"That horse is out of the barn," said actor and former Republican senator Fred Thompson when asked about North Korea's nuclear program. Thompson spoke at the premiere of "Last Best Chance," a chillingly realistic film sponsored by the Nuclear Threat Initiative. In it, he plays a president who fails to prevent al Qaeda from smuggling stolen nukes into the United States, dramatizing the imperative to halt proliferation at its source.
President Bush agrees that the greatest threat we face is nuclear weapons in the hands of terrorists. If, indeed, the North Korean horse "is out of the barn," we face a grave risk. To date, President Bush has failed to prevent North Korea from producing enough fissile material to build an estimated six to eight nuclear weapons, up from one to two in 2003.
Though administration officials have played down the significance of North Korea's growing arsenal, the threat to the United States has greatly increased. Impoverished North Korea now probably has enough nuclear material to sell its surplus to the highest bidder and still retain its own stockpile. Al Qaeda, which aims to use weapons of mass destruction against the United States, could be that bidder.

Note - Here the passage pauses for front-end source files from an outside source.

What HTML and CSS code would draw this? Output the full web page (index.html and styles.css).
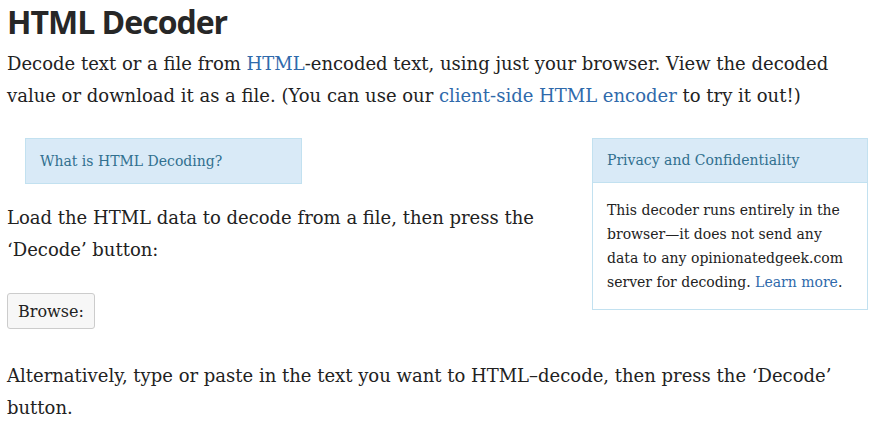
FILE: index.html
```html
<!DOCTYPE html>
<html>
<head>
<meta charset="utf-8">
<link rel="stylesheet" href="styles.css">
</head>
<body>
<h1 class="title">HTML Decoder</h1>
<p class="lead">Decode text or a file from <a href="#">HTML</a>-encoded text, using just your browser. View the decoded value or download it as a file. (You can use our <a href="#">client-side HTML encoder</a> to try it out!)</p>
<div class="row">
  <div class="main">
    <div class="info-box">What is HTML Decoding?</div>
    <p class="text">Load the HTML data to decode from a file, then press the ‘Decode’ button:</p>
    <button class="browse">Browse:</button>
  </div>
  <aside class="panel">
    <div class="panel-head">Privacy and Confidentiality</div>
    <div class="panel-body">This decoder runs entirely in the browser—it does not send any data to any opinionatedgeek.com server for decoding. <a href="#">Learn more</a>.</div>
  </aside>
</div>
<p class="text alt">Alternatively, type or paste in the text you want to HTML–decode, then press the ‘Decode’ button.</p>
</body>
</html>
```
FILE: styles.css
```css
html, body { margin: 0; padding: 0; background: #fff; }
body {
  padding: 0 7px;
  font-family: "DejaVu Serif", serif;
  color: #222;
  font-size: 18px;
  line-height: 32px;
}
a { color: #2f6aab; text-decoration: none; }
.title {
  font-family: "Open Sans", sans-serif;
  font-weight: 700;
  font-size: 32px;
  line-height: 44px;
  margin: 0;
  color: #272727;
  letter-spacing: -1px;
}
.lead { margin: 4px 0 0; }
.row { display: flex; justify-content: space-between; margin-top: 26px; }
.main { width: 560px; }
.info-box {
  margin-left: 18px;
  width: 261px;
  height: 44px;
  background: #d9eaf7;
  border: 1px solid #c2e1f0;
  color: #31708f;
  font-size: 14px;
  line-height: 44px;
  padding-left: 14px;
}
.text { margin: 0; }
.main .text { margin-top: 18px; }
.browse {
  display: block;
  margin-top: 27px;
  font-family: "DejaVu Serif", serif;
  font-size: 16px;
  color: #222;
  background: #f7f7f7;
  border: 1px solid #ccc;
  border-radius: 3px;
  padding: 0 10px;
  height: 36px;
}
.panel {
  width: 274px;
  border: 1px solid #c2e1f0;
  align-self: flex-start;
}
.panel-head {
  background: #d9eaf7;
  color: #31708f;
  font-size: 14px;
  line-height: 43px;
  height: 43px;
  padding-left: 14px;
  border-bottom: 1px solid #c2e1f0;
}
.panel-body {
  font-size: 14px;
  line-height: 24px;
  padding: 15px 14px 15px 14px;
}
.alt { margin-top: 31px; }
```
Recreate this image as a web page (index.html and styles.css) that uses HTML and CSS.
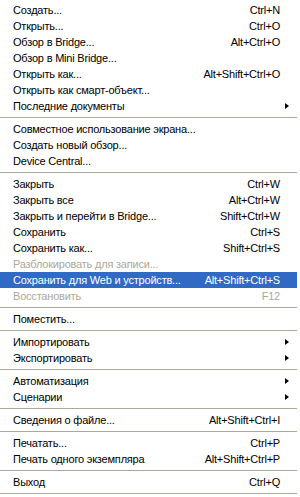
FILE: index.html
```html
<!DOCTYPE html>
<html>
<head>
<meta charset="utf-8">
<link rel="stylesheet" href="styles.css">
</head>
<body>
<div class="menu">
  <div class="item"><span class="label">Создать...</span><span class="key">Ctrl+N</span></div>
  <div class="item"><span class="label">Открыть...</span><span class="key">Ctrl+O</span></div>
  <div class="item"><span class="label">Обзор в Bridge...</span><span class="key">Alt+Ctrl+O</span></div>
  <div class="item"><span class="label">Обзор в Mini Bridge...</span></div>
  <div class="item"><span class="label">Открыть как...</span><span class="key">Alt+Shift+Ctrl+O</span></div>
  <div class="item"><span class="label">Открыть как смарт-объект...</span></div>
  <div class="item sub"><span class="label">Последние документы</span><span class="arrow"></span></div>
  <div class="sep"></div>
  <div class="item"><span class="label">Совместное использование экрана...</span></div>
  <div class="item"><span class="label">Создать новый обзор...</span></div>
  <div class="item"><span class="label">Device Central...</span></div>
  <div class="sep"></div>
  <div class="item"><span class="label">Закрыть</span><span class="key">Ctrl+W</span></div>
  <div class="item"><span class="label">Закрыть все</span><span class="key">Alt+Ctrl+W</span></div>
  <div class="item"><span class="label">Закрыть и перейти в Bridge...</span><span class="key">Shift+Ctrl+W</span></div>
  <div class="item"><span class="label">Сохранить</span><span class="key">Ctrl+S</span></div>
  <div class="item"><span class="label">Сохранить как...</span><span class="key">Shift+Ctrl+S</span></div>
  <div class="item disabled"><span class="label">Разблокировать для записи...</span></div>
  <div class="item active"><span class="label">Сохранить для Web и устройств...</span><span class="key">Alt+Shift+Ctrl+S</span></div>
  <div class="item disabled"><span class="label">Восстановить</span><span class="key">F12</span></div>
  <div class="sep"></div>
  <div class="item"><span class="label">Поместить...</span></div>
  <div class="sep"></div>
  <div class="item sub"><span class="label">Импортировать</span><span class="arrow"></span></div>
  <div class="item sub"><span class="label">Экспортировать</span><span class="arrow"></span></div>
  <div class="sep"></div>
  <div class="item sub"><span class="label">Автоматизация</span><span class="arrow"></span></div>
  <div class="item sub"><span class="label">Сценарии</span><span class="arrow"></span></div>
  <div class="sep"></div>
  <div class="item"><span class="label">Сведения о файле...</span><span class="key">Alt+Shift+Ctrl+I</span></div>
  <div class="sep"></div>
  <div class="item"><span class="label">Печатать...</span><span class="key">Ctrl+P</span></div>
  <div class="item"><span class="label">Печать одного экземпляра</span><span class="key">Alt+Shift+Ctrl+P</span></div>
  <div class="sep"></div>
  <div class="item"><span class="label">Выход</span><span class="key">Ctrl+Q</span></div>
  <div class="bottom"></div>
</div>
</body>
</html>
```

FILE: styles.css
```css
html, body {
  margin: 0;
  padding: 0;
  background: #ffffff;
}

.menu {
  width: 300px;
  height: 497px;
  box-sizing: border-box;
  padding-top: 2px;
  background: #ffffff;
  font-family: "Liberation Sans", Arial, sans-serif;
  font-size: 11px;
  letter-spacing: -0.2px;
  color: #000000;
  overflow: hidden;
}

.item {
  height: 16px;
  display: flex;
  align-items: center;
  justify-content: space-between;
  padding: 0 17px 0 13px;
  margin: 0 3px 0 0;
  white-space: nowrap;
}

.item.sub {
  padding-right: 8px;
}

.key {
  text-align: right;
}

.item.disabled {
  color: #aca899;
}

.item.active {
  background: #316ac5;
  color: #ffffff;
}

.arrow {
  width: 0;
  height: 0;
  border-top: 3.5px solid transparent;
  border-bottom: 3.5px solid transparent;
  border-left: 4px solid #000000;
}

.sep {
  height: 7px;
  display: flex;
  align-items: center;
  margin-right: 3px;
}

.sep::before {
  content: "";
  display: block;
  width: 100%;
  height: 1px;
  background: #aca899;
}

.bottom {
  height: 3px;
  border-bottom: 1px solid #aca899;
  margin-right: 3px;
}
```
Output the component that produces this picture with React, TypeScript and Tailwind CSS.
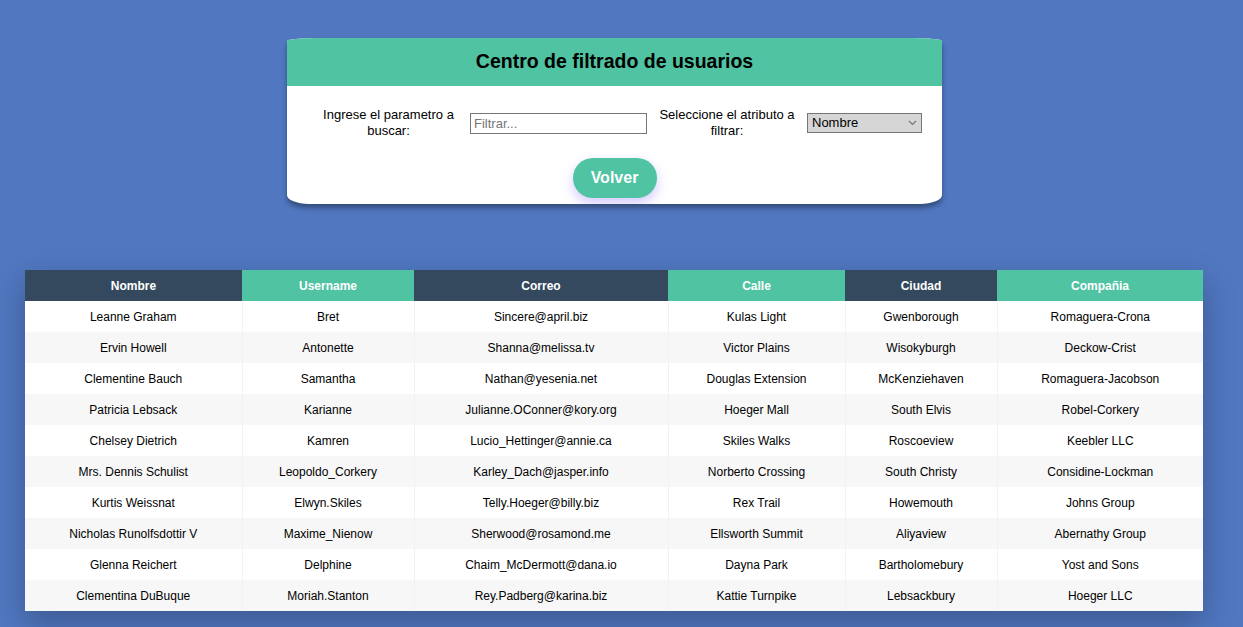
import React from 'react';

const users = [
  ['Leanne Graham', 'Bret', 'Sincere@april.biz', 'Kulas Light', 'Gwenborough', 'Romaguera-Crona'],
  ['Ervin Howell', 'Antonette', 'Shanna@melissa.tv', 'Victor Plains', 'Wisokyburgh', 'Deckow-Crist'],
  ['Clementine Bauch', 'Samantha', 'Nathan@yesenia.net', 'Douglas Extension', 'McKenziehaven', 'Romaguera-Jacobson'],
  ['Patricia Lebsack', 'Karianne', 'Julianne.OConner@kory.org', 'Hoeger Mall', 'South Elvis', 'Robel-Corkery'],
  ['Chelsey Dietrich', 'Kamren', 'Lucio_Hettinger@annie.ca', 'Skiles Walks', 'Roscoeview', 'Keebler LLC'],
  ['Mrs. Dennis Schulist', 'Leopoldo_Corkery', 'Karley_Dach@jasper.info', 'Norberto Crossing', 'South Christy', 'Considine-Lockman'],
  ['Kurtis Weissnat', 'Elwyn.Skiles', 'Telly.Hoeger@billy.biz', 'Rex Trail', 'Howemouth', 'Johns Group'],
  ['Nicholas Runolfsdottir V', 'Maxime_Nienow', 'Sherwood@rosamond.me', 'Ellsworth Summit', 'Aliyaview', 'Abernathy Group'],
  ['Glenna Reichert', 'Delphine', 'Chaim_McDermott@dana.io', 'Dayna Park', 'Bartholomebury', 'Yost and Sons'],
  ['Clementina DuBuque', 'Moriah.Stanton', 'Rey.Padberg@karina.biz', 'Kattie Turnpike', 'Lebsackbury', 'Hoeger LLC'],
];

const columns = [
  { label: 'Nombre', width: 'w-[217px]', dark: true },
  { label: 'Username', width: 'w-[172px]', dark: false },
  { label: 'Correo', width: 'w-[254px]', dark: true },
  { label: 'Calle', width: 'w-[177px]', dark: false },
  { label: 'Ciudad', width: 'w-[152px]', dark: true },
  { label: 'Compañia', width: 'w-[206px]', dark: false },
];

export default function App() {
  return (
    <div className="min-h-[627px] bg-[#5077c0] font-['Liberation_Sans',Arial,sans-serif] text-black">
      <div className="w-[1229px] px-[25px] pt-[38px] pb-[16px] flex flex-col items-center">
        <div className="w-[655px] bg-white rounded-[30px_30px_22px_22px/3px_3px_9px_9px] shadow-[0_4px_5px_rgba(0,0,0,0.35)] overflow-hidden">
          <div className="h-[48px] bg-[#50c3a2] flex items-center justify-center">
            <h1 className="text-[19.5px] font-bold">Centro de filtrado de usuarios</h1>
          </div>
          <div className="pt-[21px] pb-[6px] flex flex-col items-center">
            <div className="w-full pl-[30px] flex items-center gap-[10px] text-[13px] leading-[16px]">
              <label className="w-[143px] text-center">Ingrese el parametro a buscar:</label>
              <input
                placeholder="Filtrar..."
                className="w-[177px] h-[21px] border border-[#767676] px-[3px] text-[13px] outline-none placeholder:text-[#757575]"
              />
              <label className="w-[140px] text-center">Seleccione el atributo a filtrar:</label>
              <div className="relative w-[115px] h-[20px] bg-[#d6d6d6] border border-[#767676] flex items-center pl-[4px] text-[13px]">
                Nombre
                <svg className="absolute right-[4px] top-[6px]" width="9" height="6" viewBox="0 0 9 6" fill="none">
                  <path d="M1 1l3.5 3.5L8 1" stroke="#777" strokeWidth="1.2" />
                </svg>
              </div>
            </div>
            <button className="mt-[19px] w-[84px] h-[40px] rounded-full bg-[#50c3a2] text-white text-[16px] font-bold shadow-[0_5px_12px_rgba(130,100,255,0.35)]">
              Volver
            </button>
          </div>
        </div>

        <table className="self-start mt-[66px] w-[1178px] border-collapse table-fixed shadow-[0_12px_30px_rgba(0,0,0,0.25)] text-[12px]">
          <thead>
            <tr className="h-[31px]">
              {columns.map((c) => (
                <th
                  key={c.label}
                  className={`${c.width} font-bold text-white ${c.dark ? 'bg-[#34495e]' : 'bg-[#50c3a2]'}`}
                >
                  {c.label}
                </th>
              ))}
            </tr>
          </thead>
          <tbody>
            {users.map((row, i) => (
              <tr key={i} className={`h-[31px] ${i % 2 === 0 ? 'bg-white' : 'bg-[#f7f7f7]'}`}>
                {row.map((cell, j) => (
                  <td key={j} className="text-center border-r border-[#f2f2f2] last:border-r-0">
                    {cell}
                  </td>
                ))}
              </tr>
            ))}
          </tbody>
        </table>
      </div>
    </div>
  );
}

We face an urgent crisis. In recent weeks North Korea has declared that it has nuclear weapons, has prepared to harvest plutonium sufficient for two more bombs and has hinted that it might conduct a nuclear test. If North Korea tests a nuclear weapon, there is little hope of reversing its nuclear program or of averting a regional arms race.
At this late stage, the United States has three options.
First, we could strike North Korea's suspected nuclear facilities or use force to change the regime. Military options must remain on the table, but all of them are problematic. U.S. intelligence on North Korea is poor. Overstretched in Iraq, the United States does not have ground forces for an invasion. South Korea and China vehemently oppose military action. Worse still, North Korea could retaliate with a nuclear or conventional strike on nearby Seoul, on our more than 30,000 U.S. troops in South Korea, on Japan or even on the United States.
Second, we could accept a nuclear North Korea. But its erratic leader, Kim Jong Il, could still try to sell excess fissile material. He may also have the ability to attach a nuclear warhead to a long-range missile and hit the continental United States. Unfortunately, containment depends on two unreliable tools: national missile defense, which tests have proved is still hit-or-miss, and the proliferation security initiative -- a seaborne, needle-in-the-haystack search complicated further by the refusal of China and South Korea to participate.
Third, the United States could pursue intensive bilateral negotiations within the framework of the Chinese-led six-party talks. Having dubbed North Korea and Iran charter members of the "axis of evil," the administration trades insults with those regimes while rejecting direct negotiations with "tyrants" and cheaters as repugnant. They are indeed, but not nearly as repugnant as a nuclear attack by terrorists on an American city.
The president should recognize that rolling back North Korea's nuclear program is more important to U.S. national security than any principled objection to direct negotiations or tacit ambitions to change that odious regime. He should immediately propose high-level, bilateral talks and personally confirm that the United States has "no hostile intent" toward North Korea. In exchange for the "complete, verifiable and irreversible" dismantling of North Korea's nuclear programs, the United States should offer security guarantees, economic ties, fuel supplies and diplomatic relations.
At this eleventh hour, North Korea might refuse the bilateral talks it has long sought, or such negotiations could well fail. Yet a serious effort to negotiate is critical to any hope of gaining eventual South Korean or Chinese assent to punitive action. If direct negotiations fail, President Bush will merely face the same choice he does today: launch a potentially catastrophic war on the Korean Peninsula or allow North Korea to expand its nuclear arsenal, hoping we can catch any bombs it might sell before they cross our borders.
There is speculation that the administration may decide to seek U.N. sanctions against North Korea and, if China vetoes them or refuses to exert major pressure, blame China for this crisis. Primary responsibility rests with North Korea, but for too long the administration has relegated the problem to the sidelines and subcontracted U.S. policy to China, whose interests differ substantially from ours. To now blame China or seek unattainable sanctions would be posturing, not responsible policy.
Time is not on our side. The president needs to act swiftly to eliminate North Korea's nuclear program -- through intense bilateral diplomacy. A continued refusal to try would squander our "last best chance" to salvage a nightmarish policy failure.
The writer, assistant secretary of state from 1997 to 2001, is a senior fellow in foreign policy studies at the Brookings Institution.